Pick out every line that holds the string "React" and copy it.
▶
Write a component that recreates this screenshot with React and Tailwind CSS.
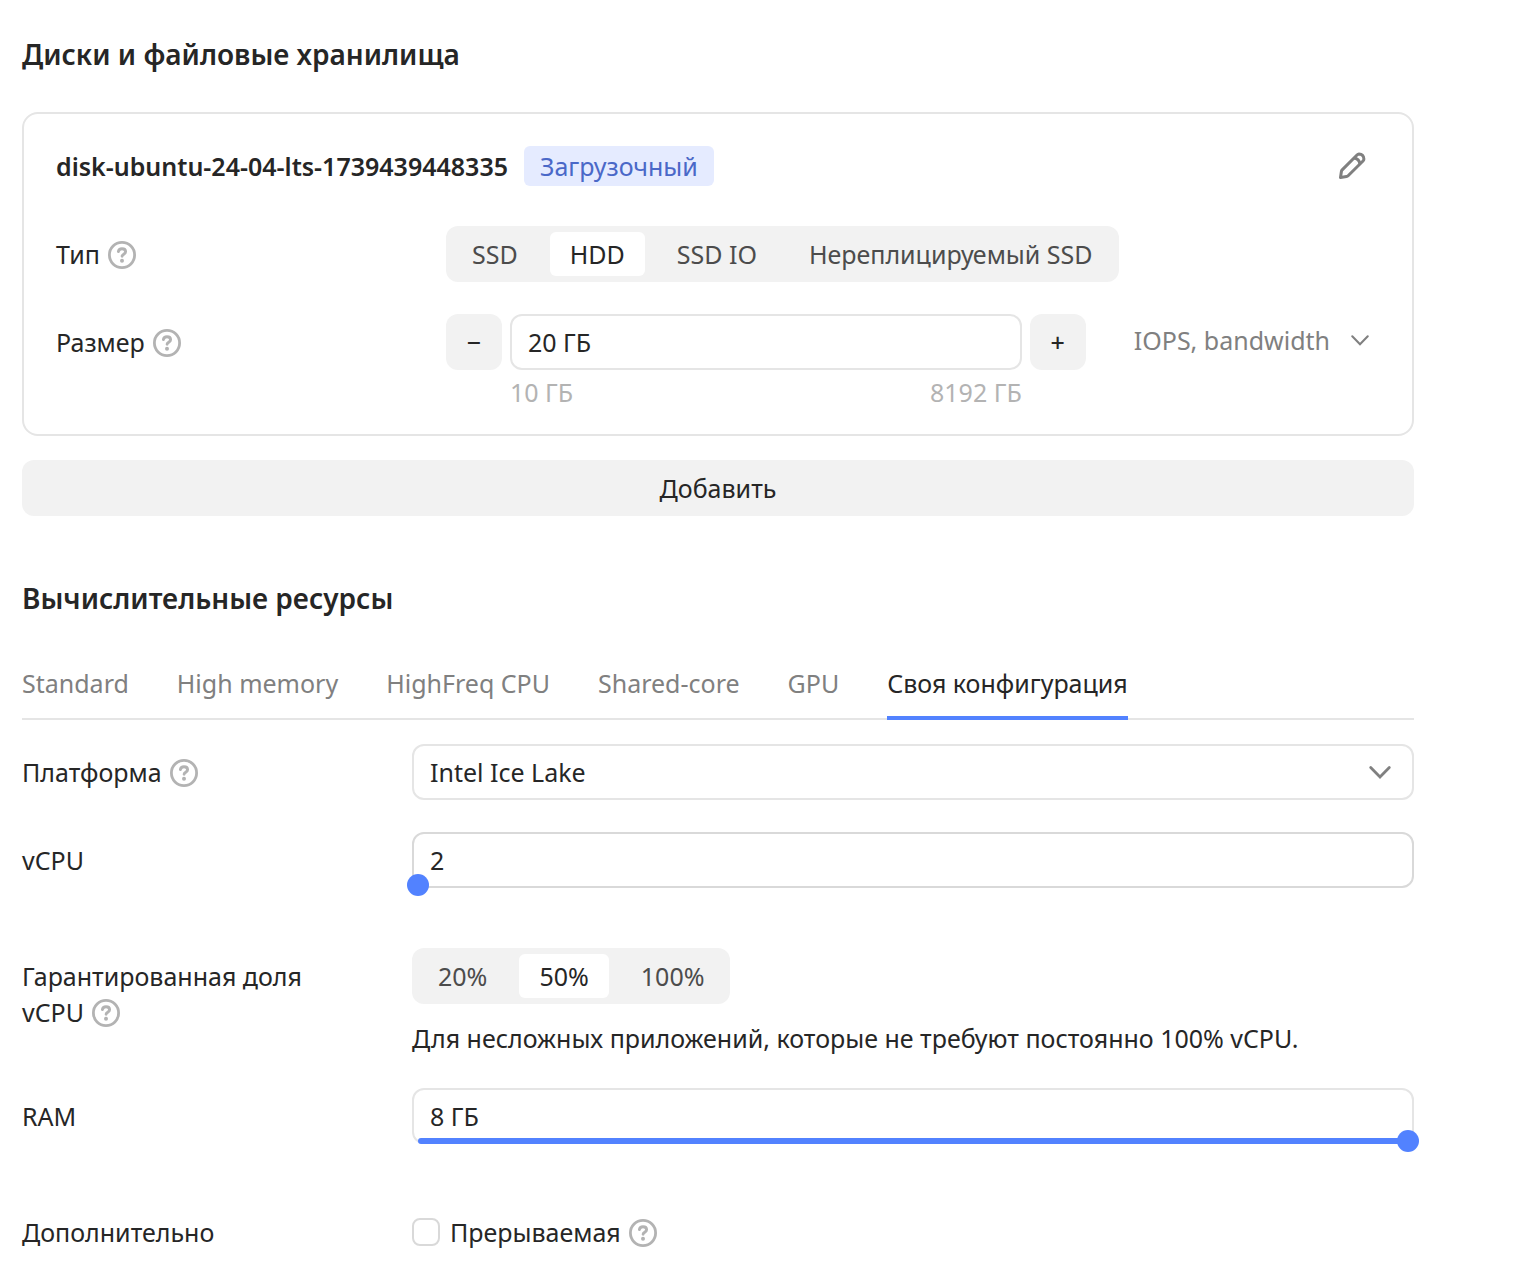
import React, { useId, useState } from "react";

function HelpButton({ label }) {
  return (
    <button type="button" aria-label={label} className="mt-0.5 inline-flex size-7 shrink-0 text-[#b3b3b3]">
      <svg viewBox="0 0 28 28" className="size-7" fill="none" stroke="currentColor" strokeWidth="2.8" aria-hidden="true">
        <circle cx="14" cy="14" r="12.6" />
        <path d="M10.4 10.6c.3-1.900 1.700-2.900 3.600-2.900 2.100 0 3.600 1.200 3.600 3 0 2.500-3.500 2.500-3.500 4.600" strokeLinecap="round" strokeWidth="2.900" />
        <circle cx="14" cy="19.800" r="2" fill="currentColor" stroke="none" />
      </svg>
    </button>
  );
}

function PencilIcon() {
  return (
    <svg viewBox="0 0 28 28" className="size-7" fill="none" stroke="currentColor" strokeWidth="3" strokeLinejoin="round" aria-hidden="true">
      <path d="M2.500 25.500l.9-6a3 3 0 0 1 .8-1.600L19 3a3 3 0 0 1 2-.9c2.800.2 4.700 2.100 4.900 4.900a3 3 0 0 1-.9 2L10.100 23.800a3 3 0 0 1-1.600.8z" />
      <path d="M15.800 6c3.300.4 5.800 2.900 6.200 6.200" />
    </svg>
  );
}

function Chevron({ className, strokeWidth }) {
  return (
    <svg viewBox="0 0 24 24" className={className} fill="none" stroke="currentColor" strokeWidth={strokeWidth} strokeLinecap="round" aria-hidden="true">
      <path d="M2.700 7.500 12 17l9.300-9.500" />
    </svg>
  );
}

function Segmented({ name, label, options, value, onChange }) {
  return (
    <div role="radiogroup" aria-label={label} className="inline-flex h-14 gap-3 rounded-xl bg-[#f2f2f2] p-1.5">
      {options.map((option) => (
        <label
          key={option}
          className="flex cursor-pointer items-center rounded-md px-5 whitespace-nowrap text-[#4c4c4c] has-checked:bg-white has-checked:text-[#262626]"
        >
          <input type="radio" name={name} checked={value === option} onChange={() => onChange(option)} className="sr-only" />
          {option}
        </label>
      ))}
    </div>
  );
}

function FieldRow({ htmlFor, label, help, children }) {
  return (
    <div className="flex items-start">
      <div className="flex w-[390px] shrink-0 items-center gap-2 pt-2.5 pr-20">
        <label htmlFor={htmlFor}>{label}</label>
        {help && <HelpButton label={help} />}
      </div>
      <div className="min-w-0 flex-1">{children}</div>
    </div>
  );
}

const inputClass = "h-14 w-full rounded-xl border-2 bg-white px-4 outline-none";

function SliderField({ id, label, text, min, max, step, value, onChange, borderClass }) {
  const share = ((value - min) / (max - min)) * 100;
  return (
    <div className="relative h-14">
      <input id={id} type="text" readOnly value={text} className={inputClass + " " + borderClass} />
      <div className="absolute inset-x-1.5 bottom-0 h-1.5">
        <div className="h-full rounded-full bg-[#5282ff]" style={{ width: `${share}%` }} />
      </div>
      <input
        type="range"
        aria-label={label}
        min={min}
        max={max}
        step={step}
        value={value}
        onChange={(e) => onChange(Number(e.target.value))}
        className="absolute -right-[5px] -bottom-2 -left-[5px] h-[22px] cursor-pointer appearance-none bg-transparent [&::-webkit-slider-thumb]:size-[22px] [&::-webkit-slider-thumb]:appearance-none [&::-webkit-slider-thumb]:rounded-full [&::-webkit-slider-thumb]:bg-[#5282ff]"
      />
    </div>
  );
}

function DiskCard() {
  const id = useId();
  const [type, setType] = useState("HDD");
  const [size, setSize] = useState(20);
  return (
    <div className="rounded-2xl border-2 border-[#e5e5e5] px-8 pt-8 pb-6">
      <div className="flex h-10 items-center">
        <h3 className="font-semibold">disk-ubuntu-24-04-lts-1739439448335</h3>
        <span className="ml-4 flex h-10 items-center rounded-md bg-[#e5ebff] px-4 text-[#4a68c8]">Загрузочный</span>
        <button type="button" aria-label="Редактировать диск" className="ml-auto flex h-10 w-14 items-center justify-center text-[#808080]">
          <PencilIcon />
        </button>
      </div>

      <div className="mt-10 flex flex-col gap-8">
        <FieldRow label="Тип" help="О типах дисков">
          <Segmented name="disk-type" label="Тип" options={["SSD", "HDD", "SSD IO", "Нереплицируемый SSD"]} value={type} onChange={setType} />
        </FieldRow>

        <FieldRow htmlFor={id} label="Размер" help="О размере диска">
          <div className="flex items-start">
            <div className="flex min-w-0 flex-1 gap-2">
              <button type="button" aria-label="Уменьшить" onClick={() => setSize(Math.max(10, size - 1))} className="h-14 w-14 shrink-0 rounded-xl bg-[#f2f2f2] font-medium">
                −
              </button>
              <div className="min-w-0 flex-1">
                <input id={id} type="text" readOnly value={`${size} ГБ`} className={inputClass + " border-[#e5e5e5]"} />
                <div className="mt-1 flex justify-between text-[#b3b3b3]">
                  <span>10 ГБ</span>
                  <span>8192 ГБ</span>
                </div>
              </div>
              <button type="button" aria-label="Увеличить" onClick={() => setSize(Math.min(8192, size + 1))} className="h-14 w-14 shrink-0 rounded-xl bg-[#f2f2f2] font-medium">
                +
              </button>
            </div>
            <button type="button" aria-expanded="false" className="ml-12 flex h-13 shrink-0 items-center gap-2.5 text-[#808080]">
              IOPS, bandwidth
              <span className="flex w-10 justify-center">
                <Chevron className="size-5" strokeWidth="2.500" />
              </span>
            </button>
          </div>
        </FieldRow>
      </div>
    </div>
  );
}

const tabs = ["Standard", "High memory", "HighFreq CPU", "Shared-core", "GPU", "Своя конфигурация"];

function Resources() {
  const [tab, setTab] = useState("Своя конфигурация");
  const [cpu, setCpu] = useState(2);
  const [share, setShare] = useState("50%");
  const [ram, setRam] = useState(8);
  return (
    <section className="mt-16">
      <h2 className="text-[28px] leading-9 font-semibold">Вычислительные ресурсы</h2>
      <div role="tablist" className="mt-12 flex h-14 gap-12 shadow-[inset_0_-2px_0_#e5e5e5]">
        {tabs.map((name) => (
          <button
            key={name}
            type="button"
            role="tab"
            aria-selected={tab === name}
            onClick={() => setTab(name)}
            className="border-b-4 border-transparent pb-3.5 whitespace-nowrap text-[#808080] aria-selected:border-[#5282ff] aria-selected:text-[#262626]"
          >
            {name}
          </button>
        ))}
      </div>

      <div className="mt-6 flex flex-col">
        <FieldRow htmlFor="platform" label="Платформа" help="О платформах">
          <div className="relative">
            <select id="platform" defaultValue="ice" className={inputClass + " appearance-none border-[#e5e5e5]"}>
              <option value="ice">Intel Ice Lake</option>
              <option value="cascade">Intel Cascade Lake</option>
            </select>
            <Chevron className="pointer-events-none absolute top-4 right-[22px] size-6 text-[#808080]" strokeWidth="2.800" />
          </div>
        </FieldRow>

        <div className="mt-8">
          <FieldRow htmlFor="vcpu" label="vCPU">
            <SliderField id="vcpu" label="Количество vCPU" text={String(cpu)} min={2} max={96} step={2} value={cpu} onChange={setCpu} borderClass="border-[#d9d9d9]" />
          </FieldRow>
        </div>

        <div className="mt-15 flex items-start">
          <div className="w-[390px] shrink-0 pt-2.5 pr-20">
            <span className="block">Гарантированная доля</span>
            <span className="flex items-center gap-2">
              vCPU
              <HelpButton label="О гарантированной доле vCPU" />
            </span>
          </div>
          <div className="min-w-0 flex-1">
            <Segmented name="cpu-share" label="Гарантированная доля vCPU" options={["20%", "50%", "100%"]} value={share} onChange={setShare} />
            <p className="mt-4">Для несложных приложений, которые не требуют постоянно 100% vCPU.</p>
          </div>
        </div>

        <div className="mt-8">
          <FieldRow htmlFor="ram" label="RAM">
            <SliderField id="ram" label="Объём RAM" text={`${ram} ГБ`} min={2} max={8} step={1} value={ram} onChange={setRam} borderClass="border-[#e5e5e5]" />
          </FieldRow>
        </div>

        <div className="mt-15">
          <FieldRow label="Дополнительно">
            <div className="flex items-center gap-2 pt-2.5">
              <label className="flex items-center gap-2.5">
                <input
                  type="checkbox"
                  className="size-7 appearance-none rounded-lg border-2 border-[#d9d9d9] bg-white checked:border-[#5282ff] checked:bg-[#5282ff]"
                />
                Прерываемая
              </label>
              <HelpButton label="О прерываемых машинах" />
            </div>
          </FieldRow>
        </div>
      </div>
    </section>
  );
}

export default function App() {
  return (
    <main className="min-h-screen bg-white pt-9 pr-28 pb-9 pl-[22px] font-['Noto_Sans',sans-serif] text-[25px] leading-9 text-[#262626]">
      <section>
        <h2 className="text-[28px] leading-9 font-semibold">Диски и файловые хранилища</h2>
        <div className="mt-10">
          <DiskCard />
        </div>
        <button type="button" className="mt-6 h-14 w-full rounded-xl bg-[#f2f2f2]">
          Добавить
        </button>
      </section>
      <Resources />
    </main>
  );
}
◀
**Worked solution:**
Write a component that recreates this screenshot with React and Tailwind CSS.
import React, { useId, useState } from "react";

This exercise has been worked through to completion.